====== Data lines

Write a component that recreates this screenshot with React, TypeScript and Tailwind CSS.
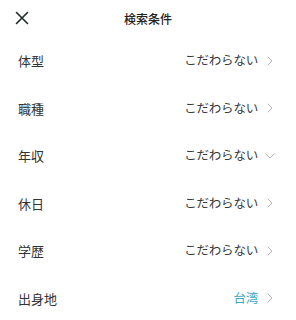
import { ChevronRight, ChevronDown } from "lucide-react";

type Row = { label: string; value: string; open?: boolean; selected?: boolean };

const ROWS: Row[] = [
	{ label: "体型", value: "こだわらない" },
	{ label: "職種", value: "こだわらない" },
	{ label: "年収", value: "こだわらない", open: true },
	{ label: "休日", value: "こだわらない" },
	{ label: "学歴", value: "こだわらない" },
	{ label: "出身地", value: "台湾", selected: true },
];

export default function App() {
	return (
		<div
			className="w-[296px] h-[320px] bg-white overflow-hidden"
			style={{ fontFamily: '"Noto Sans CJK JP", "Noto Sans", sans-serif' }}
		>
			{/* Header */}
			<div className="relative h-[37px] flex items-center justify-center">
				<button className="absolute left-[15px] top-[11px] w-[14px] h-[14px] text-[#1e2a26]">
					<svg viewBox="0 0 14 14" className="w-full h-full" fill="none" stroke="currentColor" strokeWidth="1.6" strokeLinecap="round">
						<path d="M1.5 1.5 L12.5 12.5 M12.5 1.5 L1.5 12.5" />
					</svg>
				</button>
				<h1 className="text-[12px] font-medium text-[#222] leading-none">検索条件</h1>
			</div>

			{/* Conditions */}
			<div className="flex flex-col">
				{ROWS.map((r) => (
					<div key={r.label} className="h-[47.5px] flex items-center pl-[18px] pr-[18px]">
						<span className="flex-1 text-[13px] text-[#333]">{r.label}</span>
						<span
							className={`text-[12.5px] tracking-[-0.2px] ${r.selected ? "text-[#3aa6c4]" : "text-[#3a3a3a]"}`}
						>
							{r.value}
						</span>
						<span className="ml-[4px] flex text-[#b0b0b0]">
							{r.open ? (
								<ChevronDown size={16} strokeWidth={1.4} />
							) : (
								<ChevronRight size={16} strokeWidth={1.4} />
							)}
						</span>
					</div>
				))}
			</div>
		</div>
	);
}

============

- Short exercise:
Output the data above without changes, apart from leaving out the pictures.

- Solution to this exercise:
Write a component that recreates this screenshot with React, TypeScript and Tailwind CSS.
import { ChevronRight, ChevronDown } from "lucide-react";

type Row = { label: string; value: string; open?: boolean; selected?: boolean };

const ROWS: Row[] = [
	{ label: "体型", value: "こだわらない" },
	{ label: "職種", value: "こだわらない" },
	{ label: "年収", value: "こだわらない", open: true },
	{ label: "休日", value: "こだわらない" },
	{ label: "学歴", value: "こだわらない" },
	{ label: "出身地", value: "台湾", selected: true },
];

export default function App() {
	return (
		<div
			className="w-[296px] h-[320px] bg-white overflow-hidden"
			style={{ fontFamily: '"Noto Sans CJK JP", "Noto Sans", sans-serif' }}
		>
			{/* Header */}
			<div className="relative h-[37px] flex items-center justify-center">
				<button className="absolute left-[15px] top-[11px] w-[14px] h-[14px] text-[#1e2a26]">
					<svg viewBox="0 0 14 14" className="w-full h-full" fill="none" stroke="currentColor" strokeWidth="1.6" strokeLinecap="round">
						<path d="M1.5 1.5 L12.5 12.5 M12.5 1.5 L1.5 12.5" />
					</svg>
				</button>
				<h1 className="text-[12px] font-medium text-[#222] leading-none">検索条件</h1>
			</div>

			{/* Conditions */}
			<div className="flex flex-col">
				{ROWS.map((r) => (
					<div key={r.label} className="h-[47.5px] flex items-center pl-[18px] pr-[18px]">
						<span className="flex-1 text-[13px] text-[#333]">{r.label}</span>
						<span
							className={`text-[12.5px] tracking-[-0.2px] ${r.selected ? "text-[#3aa6c4]" : "text-[#3a3a3a]"}`}
						>
							{r.value}
						</span>
						<span className="ml-[4px] flex text-[#b0b0b0]">
							{r.open ? (
								<ChevronDown size={16} strokeWidth={1.4} />
							) : (
								<ChevronRight size={16} strokeWidth={1.4} />
							)}
						</span>
					</div>
				))}
			</div>
		</div>
	);
}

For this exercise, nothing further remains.